Advanced validator containers for the Validibot data validation platform
Available Advanced Validators • Quick Start • Creating Custom Advanced Validators • Deployment
Note
This repository is part of the Validibot open-source data validation platform. These containers provide advanced validation capabilities that run in isolated Docker environments.
This repository is one component of the Validibot open-source data validation platform:
| Repository | Description |
|---|---|
| validibot | Core platform — web UI, REST API, workflow engine |
| validibot-cli | Command-line interface |
| validibot-validators (this repo) | Advanced validator containers |
| validibot-shared | Shared Pydantic models for data interchange |
Validibot "Advanced Validators" are Docker containers that perform specialized, resource-intensive data validations within the Validibot app. Unlike Validibot's built-in "simple" validators (JSON Schema, XML Schema, etc.) that run directly in the Django process, advanced validators:
- Run in isolation — Each advanced validation runs in its own container with resource limits
- Have complex dependencies — EnergyPlus™, FMPy, and other domain-specific tools
- Are secure by default — Network isolation, memory limits, and automatic cleanup
- Scale independently — Can run on separate infrastructure from the core platform
The core Validibot platform triggers these containers, passes input via the standardized envelope format (defined in validibot-shared), and processes the results when complete.

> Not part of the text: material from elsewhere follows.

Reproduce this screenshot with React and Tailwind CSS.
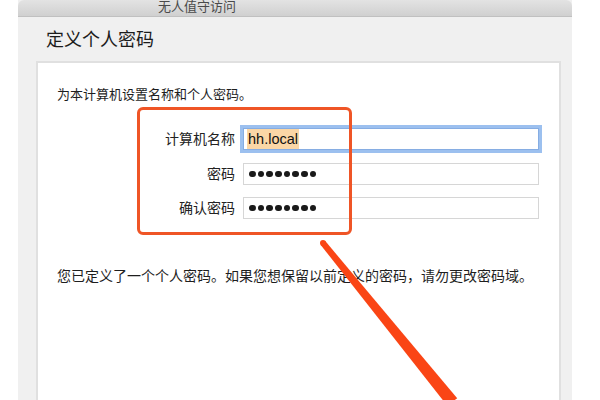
import React from "react";

const font = { fontFamily: '"Liberation Sans", "Noto Sans CJK SC", sans-serif' };

function Dots() {
  return (
    <div className="flex items-center gap-[2.2px] pl-[5px] h-full">
      {[0, 1, 2, 3, 4, 5, 6, 7].map((i) => (
        <div key={i} className="w-[6.5px] h-[6.5px] rounded-full bg-[#1a1a1a]" />
      ))}
    </div>
  );
}

function Row({ label, children, focused, className = "" }) {
  return (
    <div className={"flex items-center h-[22px] " + className}>
      <div className="w-[178px] text-right text-[14px] leading-[14px] text-[#222]">{label}</div>
      <div
        className={
          "ml-[8px] w-[296px] h-[22px] bg-white border " +
          (focused
            ? "border-[#86ade3] shadow-[0_0_0_3px_#9cc0ef]"
            : "border-[#d6d6d6]")
        }
      >
        {children}
      </div>
    </div>
  );
}

export default function App() {
  return (
    <div className="relative w-[600px] h-[400px] bg-white overflow-hidden" style={font}>
      <div className="ml-[18px] w-[554px] h-full flex flex-col bg-[#f0f0f0]">
        <div className="h-[17px] rounded-t-[6px] bg-gradient-to-b from-[#e3e3e3] to-[#d0d0d0] border-b border-[#c0c0c0] pl-[140px] text-[13px] leading-[13px] text-[#4a4a4a]">
          无人值守访问
        </div>
        <div className="mt-[14px] ml-[28px] text-[18px] leading-[18px] text-[#1c1c1c]">定义个人密码</div>
        <div className="mt-[12px] ml-[18px] w-[525px] flex-1 bg-white border-2 border-b-0 border-[#e0e0e0] pt-[25px] pl-[19px]">
          <div className="text-[13px] leading-[13px] text-[#1e1e1e]">为本计算机设置名称和个人密码。</div>
          <Row label="计算机名称" focused className="mt-[27px]">
            <div className="flex items-center h-full pl-[3px]">
              <span className="bg-[#fbd7a6] text-[14.5px] leading-[20px] text-[#111] px-[1px]">hh.local</span>
            </div>
          </Row>
          <Row label="密码" className="mt-[13px]">
            <Dots />
          </Row>
          <Row label="确认密码" className="mt-[12px]">
            <Dots />
          </Row>
          <div className="mt-[50px] text-[14px] leading-[14px] text-[#1e1e1e]">
            您已定义了一个个人密码。如果您想保留以前定义的密码，请勿更改密码域。
          </div>
        </div>
      </div>

      <div className="absolute left-[137px] top-[107px] w-[215px] h-[128px] border-[3px] border-[#ef5526] rounded-[6px]" />

      <svg className="absolute left-0 top-0" width="600" height="400" viewBox="0 0 600 400">
        <polygon points="325.3,241.1 457.2,398.2 447.3,405.8 320.7,244.9" fill="#fa4515" />
        <circle cx="323" cy="243" r="3" fill="#fa4515" />
      </svg>
    </div>
  );
}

| Validator | Description | Use Cases |
|---|---|---|
| EnergyPlus™ | Validates and simulates building energy models | IDF/epJSON schema validation, simulation runs, energy metrics |
| FMU | Validates and probes Functional Mock-up Units | FMU structure validation, variable discovery, simulation testing |
Advaned validators receive work via a standardized "envelope" containing:
- Input files — URIs to files being validated (GCS or local filesystem)
- Configuration — Validator-specific settings (e.g., simulation timestep)
- Context — Callback URL, execution bundle location, timeout settings
After running validation, the container writes an output envelope with:
- Status — success, failure, or error
- Messages — Validation findings (errors, warnings, info)
- Metrics — Numeric results (e.g., EUI for building models)
- Artifacts — Generated files (reports, logs, etc.)
Caution
Code execution: Validator containers execute user-supplied files (IDF building models, FMU binaries, etc.) using third-party tools. While containers provide isolation, no guarantee is made regarding safety, security, or resource consumption. You are responsible for reviewing files before running them.
Cloud costs: Cloud deployments (GCP Cloud Run, etc.) incur charges for compute, storage, and network. The authors are not liable for any costs incurred.
Data handling: Input files are transmitted to and stored in your configured storage backend (GCS, local filesystem). You are responsible for the confidentiality and handling of your data.
No warranty for results: Simulation and validation results (e.g., EnergyPlus™ energy metrics) are approximations only. Results should be independently verified before use in critical applications. See the LICENSE for full warranty disclaimer.
# Clone the repository
git clone https://github.com/danielmcquillen/validibot-validators.git
cd validibot-validators
# Build a specific validator
just build energyplus
# Build all validators
just build-all
# List available commands
just --listImportant
After updating dependencies (especially validibot-shared):
Docker caches build layers including pip install results. When you update a dependency version in uv.lock, a normal build may reuse cached layers with the old package version.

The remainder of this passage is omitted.